Spontaneous and fuelled by the energy of the crowd before him, he covers the globally aware house sounds his label is famed for alongside techno and deep house that ranges from deep and driving to unabashedly melodic. He's never boring when playing before a spirited audience, he compels them to dance harder.

We caught up with Osunlade after this year's ADE to ask him about the event, his upbringing and upcoming music releases ahead of his gigs at The Nest in London as part of Seven Davis Jr's residency and at Hustle in Liverpool for the club's Suncebeat party

How was ADE this year?

It was quite busy this year, really congested. I myself didn't do much. I just did my two parties, I did a panel with Sonos Studio, which was really cool and I slept. Other than that I really didn't get involved with too many parties, there was a little too much pushing and pulling for me. It was very busy.

What's the difference between ADE and the Winter Music Conference in Miami?

One's good and one's not? Ha! No. Winter Music Conference is pretty much the same thing, for the most part, but I think for the last 7 – 10 years there's been no business going on and there's no conference. It's just label parties.

In Amsterdam actual business takes place, there's a strong conference side, an exchange of ideas and music, people finding new ways to deal with this business that we're in. That's the difference. It's not just party, party, party, you see a lot more people going to the conferences and the panels.

Do you think that has something to do with the European attitude towards the business of it?

I think it has to do with that, of course and I think it's also the fact that it's in Amsterdam. I've only been involved the last three years, but I've noticed that, certainly in the last two years, there's been a lot of international artists present, not just European artists.

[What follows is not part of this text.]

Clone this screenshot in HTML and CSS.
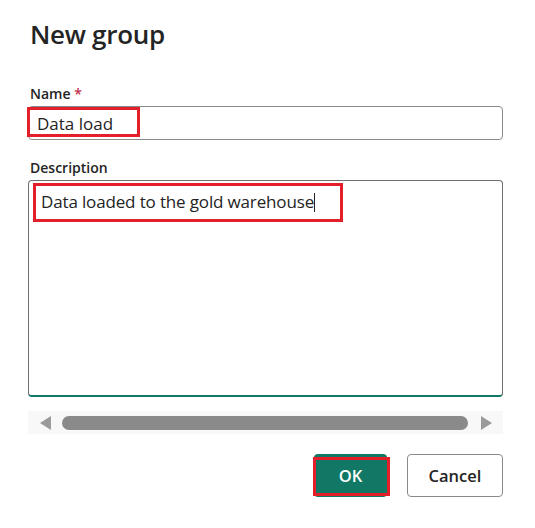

It's just more appealing than Miami, it's a lot less false, definitely more affordable, once you get here and it's easier to get around. It's more like a village here, so you're more likely to go to the panels and the non party stuff.

In Miami that was done at a hotel that was at the far end of the strip so it wasn't really that accessible. You're on the beach in Miami, so it's more a party mentality. In Amsterdam there's a totally different aesthetic to the city that lends itself to a different attitude.

What are the practical difficulties of doing studio work, A+Ring and label work when you are travelling and when you are at home on Santorini?

Studio is the only real difficulty when I'm travelling because 90% of my stuff is analogue, I don't really do plug ins and that kind of stuff, so I literally don't work unless I'm at home. I have two studios, one in the States and one in Greece. It kinda helps out to have those two options, although I'm rarely at either of those two places.

I don't get to write until I'm home, luckily that'll be next week. A+Ring is pretty easy because I'm usually pretty good at having things set up at least for to six releases ahead of time. It's getting a bit more tough at the moment because there's a lot of album releases, so that entails a bit more than just single releases.

Throughout your career you've played a variety of different instruments. That requires a certain kind of studio set up. What are the options of doing that on a small island like your home Santorini?

Both of my studios are live. Fender Rhodes, old synths, Moogs, clavs, drums, a shit load of percussion, guitars and basses. The Fender Rhodes is pretty much the key to any chords or piano work, then the synths take over from there. That's pretty much it. If I need horns and strings that gets done in other places.

My set up in St Louis is pretty much a dummy set up of the one I have at home with the exception that there is an acoustic piano as well, which is a bit more difficult to get in Santorini than it is in the States.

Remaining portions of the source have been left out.